-- BEGIN DATA FOR THE TASK --

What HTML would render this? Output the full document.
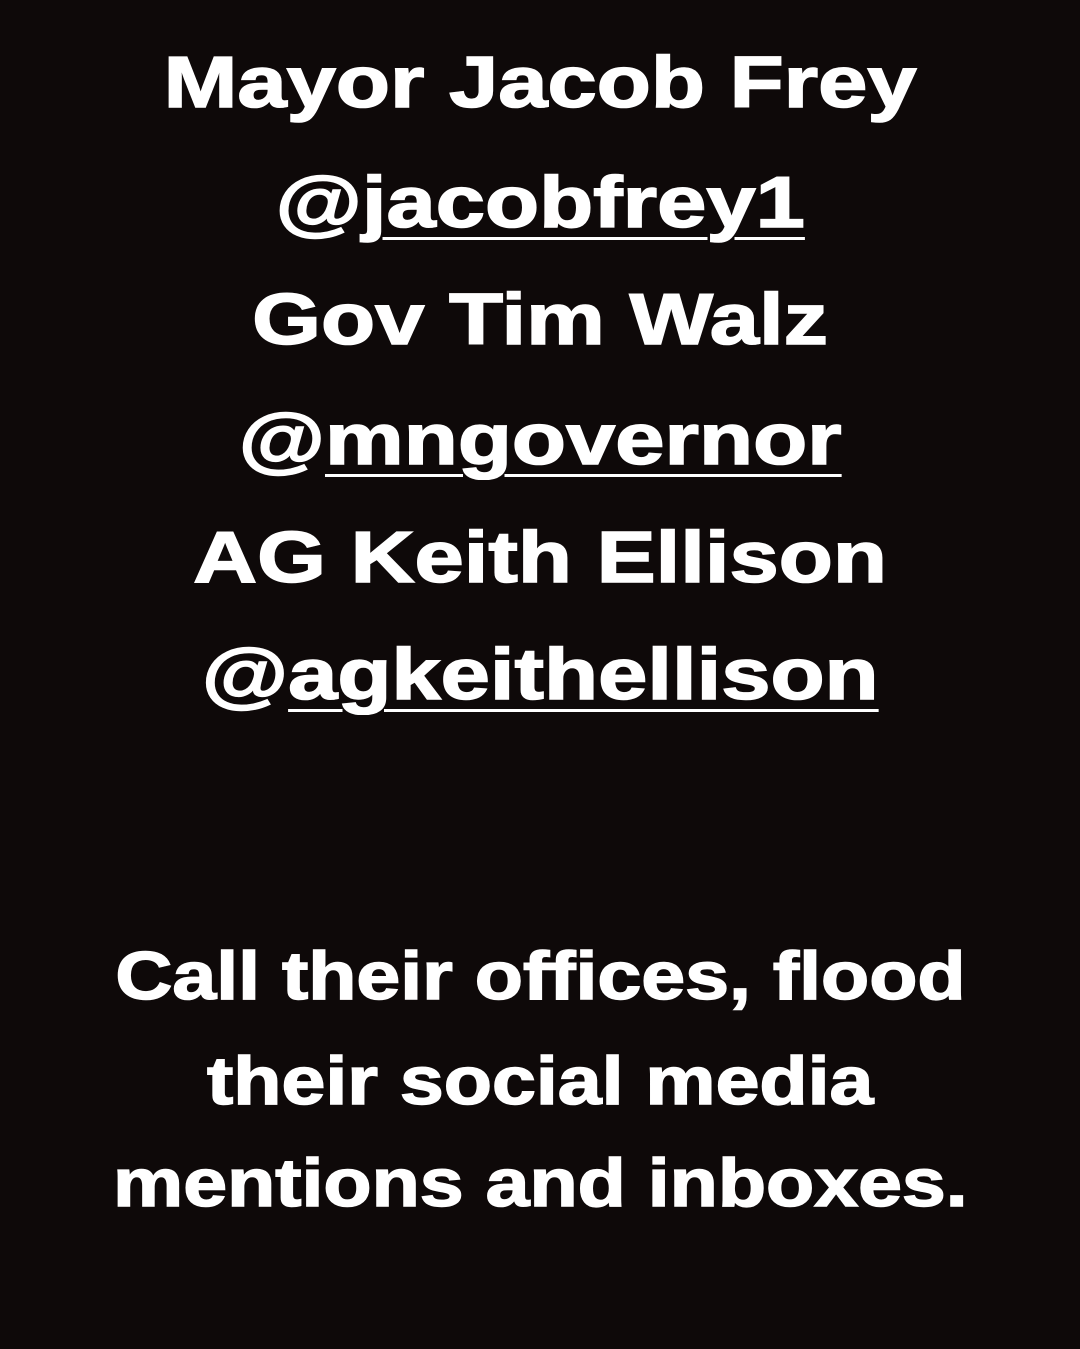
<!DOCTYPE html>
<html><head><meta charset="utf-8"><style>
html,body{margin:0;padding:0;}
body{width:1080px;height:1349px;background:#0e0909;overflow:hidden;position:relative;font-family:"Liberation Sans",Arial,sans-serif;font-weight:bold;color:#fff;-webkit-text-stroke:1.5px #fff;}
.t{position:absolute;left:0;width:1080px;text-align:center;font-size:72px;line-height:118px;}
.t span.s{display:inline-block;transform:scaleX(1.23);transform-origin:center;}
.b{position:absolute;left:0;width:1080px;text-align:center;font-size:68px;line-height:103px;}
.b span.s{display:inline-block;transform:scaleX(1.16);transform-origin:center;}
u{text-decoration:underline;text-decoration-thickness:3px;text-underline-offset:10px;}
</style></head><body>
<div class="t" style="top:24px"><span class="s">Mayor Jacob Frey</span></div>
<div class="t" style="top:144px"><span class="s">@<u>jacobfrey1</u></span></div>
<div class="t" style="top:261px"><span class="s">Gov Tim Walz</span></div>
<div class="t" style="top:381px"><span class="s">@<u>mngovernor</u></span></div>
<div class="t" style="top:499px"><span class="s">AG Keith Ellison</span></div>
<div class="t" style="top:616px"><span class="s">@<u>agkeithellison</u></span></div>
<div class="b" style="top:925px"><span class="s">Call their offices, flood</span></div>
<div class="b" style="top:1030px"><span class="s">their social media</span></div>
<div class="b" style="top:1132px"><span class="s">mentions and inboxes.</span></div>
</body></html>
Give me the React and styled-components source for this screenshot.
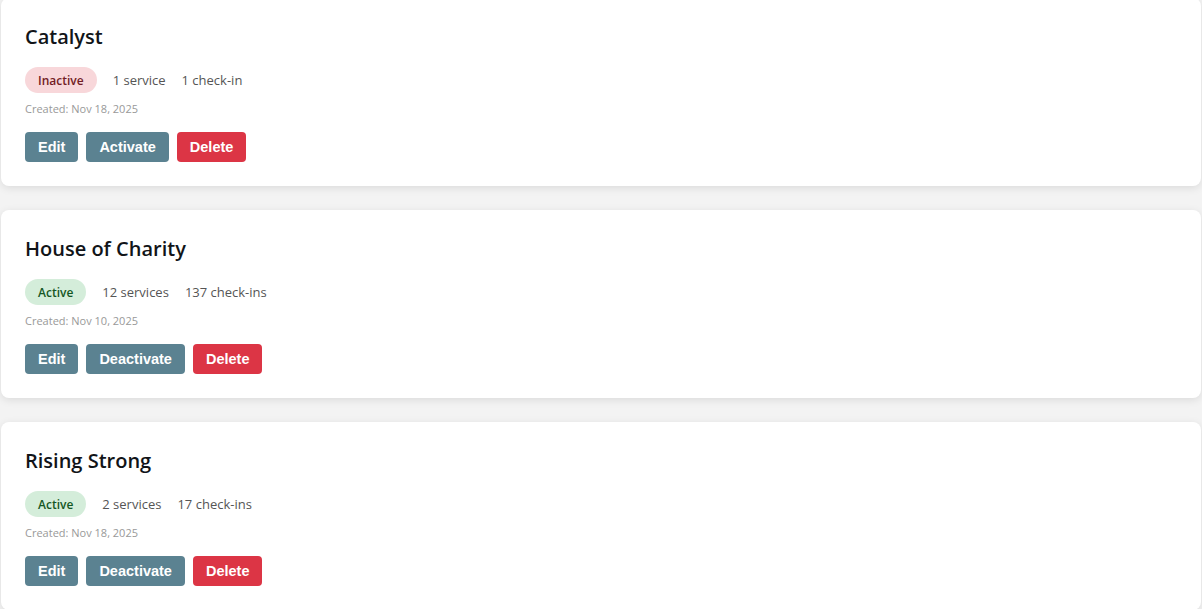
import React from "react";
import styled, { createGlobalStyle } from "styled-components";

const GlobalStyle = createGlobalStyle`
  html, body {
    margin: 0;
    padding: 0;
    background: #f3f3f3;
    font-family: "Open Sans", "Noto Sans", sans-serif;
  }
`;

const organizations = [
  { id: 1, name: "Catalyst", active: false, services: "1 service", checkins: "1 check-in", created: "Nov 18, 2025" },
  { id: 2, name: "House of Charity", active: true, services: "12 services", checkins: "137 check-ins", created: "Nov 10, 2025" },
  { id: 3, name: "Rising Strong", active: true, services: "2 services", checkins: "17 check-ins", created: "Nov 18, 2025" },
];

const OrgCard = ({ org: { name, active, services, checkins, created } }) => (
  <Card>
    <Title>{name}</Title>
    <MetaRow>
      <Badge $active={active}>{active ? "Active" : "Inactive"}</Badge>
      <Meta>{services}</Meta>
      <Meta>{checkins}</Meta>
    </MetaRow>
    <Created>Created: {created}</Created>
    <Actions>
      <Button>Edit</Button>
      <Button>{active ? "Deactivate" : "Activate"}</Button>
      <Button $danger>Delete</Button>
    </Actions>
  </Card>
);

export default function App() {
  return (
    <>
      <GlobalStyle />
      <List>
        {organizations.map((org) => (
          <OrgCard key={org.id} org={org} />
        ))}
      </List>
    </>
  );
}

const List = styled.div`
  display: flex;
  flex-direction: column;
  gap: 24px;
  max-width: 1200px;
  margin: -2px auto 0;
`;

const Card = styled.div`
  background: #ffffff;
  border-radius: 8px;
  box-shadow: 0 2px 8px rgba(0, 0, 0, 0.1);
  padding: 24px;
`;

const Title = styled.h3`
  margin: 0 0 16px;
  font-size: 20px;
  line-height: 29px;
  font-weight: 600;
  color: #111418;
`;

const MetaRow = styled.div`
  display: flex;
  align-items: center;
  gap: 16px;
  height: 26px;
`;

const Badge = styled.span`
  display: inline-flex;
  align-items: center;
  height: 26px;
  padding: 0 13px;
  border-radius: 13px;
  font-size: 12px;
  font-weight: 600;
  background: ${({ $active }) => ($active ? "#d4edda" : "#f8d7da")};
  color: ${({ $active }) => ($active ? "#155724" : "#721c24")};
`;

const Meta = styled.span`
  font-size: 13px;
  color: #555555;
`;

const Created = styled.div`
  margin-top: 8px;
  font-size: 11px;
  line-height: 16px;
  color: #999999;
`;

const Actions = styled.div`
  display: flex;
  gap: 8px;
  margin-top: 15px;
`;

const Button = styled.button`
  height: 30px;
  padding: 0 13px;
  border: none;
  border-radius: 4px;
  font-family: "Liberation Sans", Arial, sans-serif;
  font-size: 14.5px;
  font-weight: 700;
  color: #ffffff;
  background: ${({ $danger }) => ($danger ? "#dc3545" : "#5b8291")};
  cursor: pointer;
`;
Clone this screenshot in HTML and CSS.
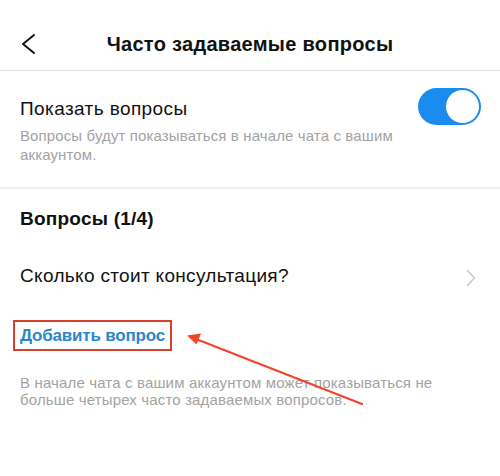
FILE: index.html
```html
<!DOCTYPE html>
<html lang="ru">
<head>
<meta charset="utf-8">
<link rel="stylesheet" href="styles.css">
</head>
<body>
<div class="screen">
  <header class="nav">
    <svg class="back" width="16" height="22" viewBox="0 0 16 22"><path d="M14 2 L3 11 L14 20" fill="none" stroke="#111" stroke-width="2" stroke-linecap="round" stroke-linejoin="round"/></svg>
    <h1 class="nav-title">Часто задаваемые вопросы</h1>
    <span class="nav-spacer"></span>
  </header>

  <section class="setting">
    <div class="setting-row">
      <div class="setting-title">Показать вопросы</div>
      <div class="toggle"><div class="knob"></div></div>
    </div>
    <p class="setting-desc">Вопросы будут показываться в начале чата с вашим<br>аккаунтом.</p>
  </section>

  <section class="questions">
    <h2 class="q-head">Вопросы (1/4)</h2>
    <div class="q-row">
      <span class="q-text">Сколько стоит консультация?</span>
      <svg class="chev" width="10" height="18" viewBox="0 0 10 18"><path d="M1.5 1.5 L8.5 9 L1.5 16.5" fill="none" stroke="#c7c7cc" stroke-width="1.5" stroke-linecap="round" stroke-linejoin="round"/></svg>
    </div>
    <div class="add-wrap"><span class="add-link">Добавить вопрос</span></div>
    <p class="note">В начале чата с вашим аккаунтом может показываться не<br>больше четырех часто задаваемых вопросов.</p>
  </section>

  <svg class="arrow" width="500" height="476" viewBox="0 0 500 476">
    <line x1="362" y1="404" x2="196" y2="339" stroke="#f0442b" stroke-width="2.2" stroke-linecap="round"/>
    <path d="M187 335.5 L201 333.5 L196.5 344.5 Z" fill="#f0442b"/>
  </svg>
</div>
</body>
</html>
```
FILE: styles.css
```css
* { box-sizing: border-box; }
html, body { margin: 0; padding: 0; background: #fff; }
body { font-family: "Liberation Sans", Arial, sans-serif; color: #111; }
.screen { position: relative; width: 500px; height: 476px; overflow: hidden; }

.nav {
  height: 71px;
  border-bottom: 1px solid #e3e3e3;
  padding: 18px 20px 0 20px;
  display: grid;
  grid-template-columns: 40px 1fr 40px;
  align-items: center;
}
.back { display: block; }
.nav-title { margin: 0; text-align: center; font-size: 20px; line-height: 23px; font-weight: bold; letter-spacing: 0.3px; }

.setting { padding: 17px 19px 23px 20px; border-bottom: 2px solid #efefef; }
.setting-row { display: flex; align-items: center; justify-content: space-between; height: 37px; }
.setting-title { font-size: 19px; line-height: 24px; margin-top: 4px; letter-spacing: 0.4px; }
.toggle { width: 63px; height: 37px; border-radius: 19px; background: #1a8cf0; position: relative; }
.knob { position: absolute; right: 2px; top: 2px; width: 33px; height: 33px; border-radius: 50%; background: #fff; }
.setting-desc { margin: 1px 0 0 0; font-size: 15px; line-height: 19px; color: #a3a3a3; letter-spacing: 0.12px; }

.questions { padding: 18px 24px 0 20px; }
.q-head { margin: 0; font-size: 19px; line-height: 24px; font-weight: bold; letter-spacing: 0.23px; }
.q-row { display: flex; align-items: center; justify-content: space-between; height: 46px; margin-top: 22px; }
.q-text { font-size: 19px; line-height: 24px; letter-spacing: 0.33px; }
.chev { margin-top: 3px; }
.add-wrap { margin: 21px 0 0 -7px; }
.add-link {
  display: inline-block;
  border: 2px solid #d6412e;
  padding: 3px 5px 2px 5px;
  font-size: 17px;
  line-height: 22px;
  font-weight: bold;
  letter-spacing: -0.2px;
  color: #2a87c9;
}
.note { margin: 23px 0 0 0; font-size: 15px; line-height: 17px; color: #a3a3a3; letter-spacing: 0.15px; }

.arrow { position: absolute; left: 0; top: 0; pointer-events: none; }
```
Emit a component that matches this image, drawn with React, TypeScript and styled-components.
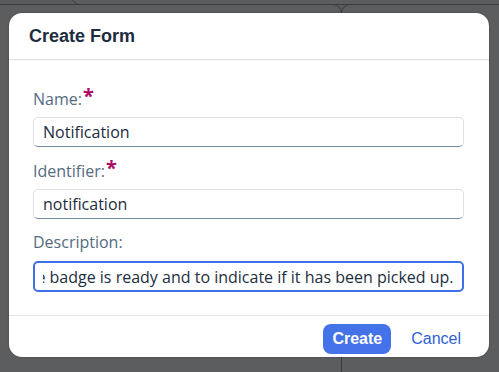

-- END DATA FOR THE TASK --

_WRITTEN REQUEST:_ Go through the records above and copy every line with the word "screenshot".

_RESPONSE TO THIS TASK:_
Give me the React and styled-components source for this screenshot.
Clone this screenshot in HTML and CSS.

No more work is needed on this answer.